MATERIAL:
--------

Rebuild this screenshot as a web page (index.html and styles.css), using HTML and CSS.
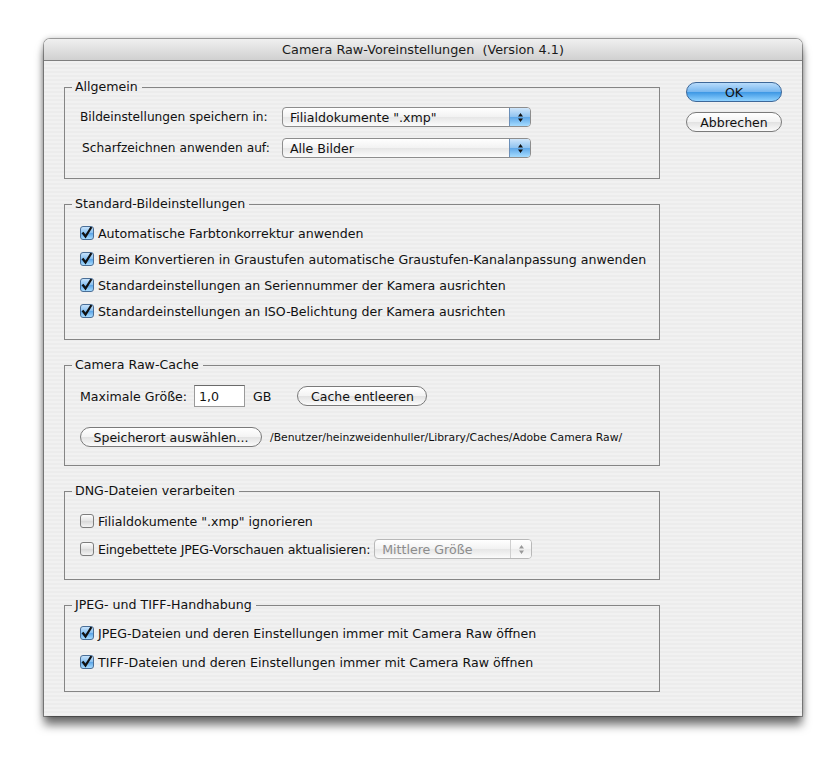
FILE: index.html
```html
<!DOCTYPE html>
<html lang="de">
<head>
    <meta charset="UTF-8">
    <title>Camera Raw-Voreinstellungen</title>
    <link rel="stylesheet" href="styles.css">
</head>
<body>
    <div class="window">
        <div class="titlebar">Camera Raw-Voreinstellungen&nbsp; (Version 4.1)</div>
        <div class="content">
            <div class="groups">
                <!-- Allgemein -->
                <fieldset class="group group-general">
                    <legend>Allgemein</legend>
                    <div class="row field-row">
                        <span class="field-label">Bildeinstellungen speichern in:</span>
                        <div class="popup">
                            <span class="popup-text">Filialdokumente ".xmp"</span>
                            <span class="popup-arrows">
                                <svg width="7" height="11" viewBox="0 0 7 11"><path d="M3.5 1 L6 4.5 H1 Z M3.5 10 L6 6.5 H1 Z" fill="#111"/></svg>
                            </span>
                        </div>
                    </div>
                    <div class="row field-row">
                        <span class="field-label second">Scharfzeichnen anwenden auf:</span>
                        <div class="popup">
                            <span class="popup-text">Alle Bilder</span>
                            <span class="popup-arrows">
                                <svg width="7" height="11" viewBox="0 0 7 11"><path d="M3.5 1 L6 4.5 H1 Z M3.5 10 L6 6.5 H1 Z" fill="#111"/></svg>
                            </span>
                        </div>
                    </div>
                </fieldset>

                <!-- Standard-Bildeinstellungen -->
                <fieldset class="group group-defaults">
                    <legend>Standard-Bildeinstellungen</legend>
                    <label class="row check checked"><span class="box"></span>Automatische Farbtonkorrektur anwenden</label>
                    <label class="row check checked"><span class="box"></span>Beim Konvertieren in Graustufen automatische Graustufen-Kanalanpassung anwenden</label>
                    <label class="row check checked"><span class="box"></span>Standardeinstellungen an Seriennummer der Kamera ausrichten</label>
                    <label class="row check checked"><span class="box"></span>Standardeinstellungen an ISO-Belichtung der Kamera ausrichten</label>
                </fieldset>

                <!-- Camera Raw-Cache -->
                <fieldset class="group group-cache">
                    <legend>Camera Raw-Cache</legend>
                    <div class="row cache-row">
                        <span>Maximale Größe:</span>
                        <span class="textfield">1,0</span>
                        <span class="unit">GB</span>
                        <span class="button cache-btn">Cache entleeren</span>
                    </div>
                    <div class="row path-row">
                        <span class="button path-btn">Speicherort auswählen...</span>
                        <span class="path">/Benutzer/heinzweidenhuller/Library/Caches/Adobe Camera Raw/</span>
                    </div>
                </fieldset>

                <!-- DNG -->
                <fieldset class="group group-dng">
                    <legend>DNG-Dateien verarbeiten</legend>
                    <label class="row check"><span class="box"></span>Filialdokumente ".xmp" ignorieren</label>
                    <div class="row check dng-row">
                        <span class="box"></span><span class="dng-label">Eingebettete JPEG-Vorschauen aktualisieren:</span>
                        <div class="popup popup-disabled">
                            <span class="popup-text">Mittlere Größe</span>
                            <span class="popup-arrows">
                                <svg width="7" height="11" viewBox="0 0 7 11"><path d="M3.5 1 L6 4.5 H1 Z M3.5 10 L6 6.5 H1 Z" fill="#999"/></svg>
                            </span>
                        </div>
                    </div>
                </fieldset>

                <!-- JPEG / TIFF -->
                <fieldset class="group group-jpeg">
                    <legend>JPEG- und TIFF-Handhabung</legend>
                    <label class="row check checked"><span class="box"></span>JPEG-Dateien und deren Einstellungen immer mit Camera Raw öffnen</label>
                    <label class="row check checked"><span class="box"></span>TIFF-Dateien und deren Einstellungen immer mit Camera Raw öffnen</label>
                </fieldset>
            </div>

            <div class="actions">
                <span class="button default-btn">OK</span>
                <span class="button">Abbrechen</span>
            </div>
        </div>
    </div>
</body>
</html>
```

FILE: styles.css
```css
/* Page */
html, body {
    height: 100%;
}
body {
    margin: 0;
    padding: 39px 0 0 44px;
    box-sizing: border-box;
    background: #fff;
    font-family: "DejaVu Sans", "Liberation Sans", sans-serif;
    font-size: 12.6px;
    color: #111;
}

/* Window */
.window {
    width: 758px;
    height: 677px;
    box-sizing: border-box;
    border-radius: 6px 6px 0 0;
    background: repeating-linear-gradient(#ececec 0, #ececec 2px, #f1f1f1 2px, #f1f1f1 4px);
    box-shadow: 0 9px 10px rgba(0, 0, 0, 0.55), 0 0 6px rgba(0, 0, 0, 0.3), 0 0 0 1px rgba(0, 0, 0, 0.3);
}
.titlebar {
    height: 21px;
    line-height: 22px;
    text-align: center;
    font-size: 12.8px;
    color: #1a1a1a;
    border-radius: 6px 6px 0 0;
    background: linear-gradient(#f0f0f0, #d0d0d0);
    border-bottom: 1px solid #7f7f7f;
}
.content {
    display: flex;
    padding: 18px 0 0 20px;
}

/* Group boxes */
.groups {
    width: 596px;
    display: flex;
    flex-direction: column;
    gap: 17px;
}
.group {
    margin: 0;
    padding: 0 0 0 15px;
    border: 1px solid #858585;
    min-width: 0;
    box-sizing: border-box;
}
.group legend {
    padding: 0 4px 0 3px;
    margin-left: -8px;
    line-height: 16px;
}
.row {
    display: flex;
    align-items: center;
    white-space: nowrap;
}
.group-general { padding-top: 12px; padding-bottom: 20px; }
.group-general .row + .row { margin-top: 11px; }
.group-defaults { padding-top: 12px; padding-bottom: 19px; }
.group-defaults .row + .row { margin-top: 8px; }
.group-cache { padding-top: 12px; padding-bottom: 18px; }
.group-dng { padding-top: 13px; padding-bottom: 20px; }
.group-dng .row + .row { margin-top: 9px; }
.group-jpeg { padding-top: 11px; padding-bottom: 20px; }
.group-jpeg .row + .row { margin-top: 11px; }

/* Popup menus */
.field-row { height: 20px; }
.field-label {
    width: 202px;
    font-size: 12.2px;
}
.field-label.second { padding-left: 2px; width: 200px; }
.popup {
    display: flex;
    align-items: center;
    width: 249px;
    height: 20px;
    box-sizing: border-box;
    border: 1px solid #8d8d8d;
    border-radius: 4px;
    background: linear-gradient(#ffffff, #f2f2f2 50%, #e6e6e6 51%, #fbfbfb);
    overflow: hidden;
}
.popup-text {
    flex: 1;
    padding-left: 7px;
}
.popup-arrows {
    width: 20px;
    height: 100%;
    display: flex;
    align-items: center;
    justify-content: center;
    border-left: 1px solid #6b8fb8;
    background: linear-gradient(#cfe6fb, #8ec2ef 50%, #5ea7e8 51%, #a5dcff);
}
.dng-label { letter-spacing: -0.2px; }
.popup-disabled {
    width: 158px;
    height: 20px;
    margin-left: 4px;
    border-color: #b8b8b8;
    color: #8c8c8c;
}
.popup-disabled .popup-arrows {
    border-left: 1px solid #cfcfcf;
    background: linear-gradient(#ffffff, #f4f4f4 50%, #ececec 51%, #fafafa);
}

/* Checkboxes */
.check {
    height: 18px;
}
.check .box {
    width: 14px;
    height: 14px;
    margin-right: 4px;
    box-sizing: border-box;
    border: 1px solid #7d7d7d;
    border-radius: 3px;
    background: linear-gradient(#fdfdfd, #e3e3e3 50%, #d8d8d8 51%, #f4f4f4);
    flex-shrink: 0;
}
.check.checked .box {
    border-color: #4a6e96;
    background:
        url("data:image/svg+xml,%3Csvg xmlns='http://www.w3.org/2000/svg' width='14' height='14'%3E%3Cpath d='M2.5 6.5 L5.5 10.5 L11.5 1' stroke='%23111' stroke-width='2.2' fill='none'/%3E%3C/svg%3E") -1px -1px no-repeat,
        linear-gradient(#c6e2fb, #87bfef 50%, #5aa3e6 51%, #a8dcff);
}
.dng-row { height: 20px; }

/* Buttons */
.button {
    display: inline-flex;
    align-items: center;
    justify-content: center;
    height: 20px;
    box-sizing: border-box;
    padding: 0;
    font-size: 12.5px;
    white-space: nowrap;
    border: 1px solid #7a7a7a;
    border-radius: 10px;
    background: linear-gradient(#ffffff, #f3f3f3 50%, #e2e2e2 51%, #fbfbfb);
}
.default-btn {
    border-color: #3d6798;
    background: linear-gradient(#b9dcfb, #76b6ef 50%, #3d97e4 51%, #8fd2ff);
}

/* Cache group */
.cache-row { height: 22px; }
.textfield {
    width: 51px;
    height: 22px;
    margin-left: 7px;
    padding-left: 4px;
    box-sizing: border-box;
    line-height: 21px;
    background: #fff;
    border: 1px solid #9a9a9a;
    border-top-color: #6a6a6a;
}
.unit { margin-left: 8px; }
.cache-btn {
    width: 130px;
    margin-left: 26px;
}
.path-row {
    height: 20px;
    margin-top: 20px;
}
.path-btn {
    width: 182px;
}
.path {
    margin-left: 8px;
    font-size: 10.8px;
}

/* Right-hand buttons */
.actions {
    display: flex;
    flex-direction: column;
    gap: 10px;
    width: 96px;
    margin-left: 26px;
    padding-top: 3px;
}
.actions .button { width: 96px; }
```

--------

Copy out the lines that hold "styles".

EXERCISE OUTPUT:
Rebuild this screenshot as a web page (index.html and styles.css), using HTML and CSS.
    <link rel="stylesheet" href="styles.css">
FILE: styles.css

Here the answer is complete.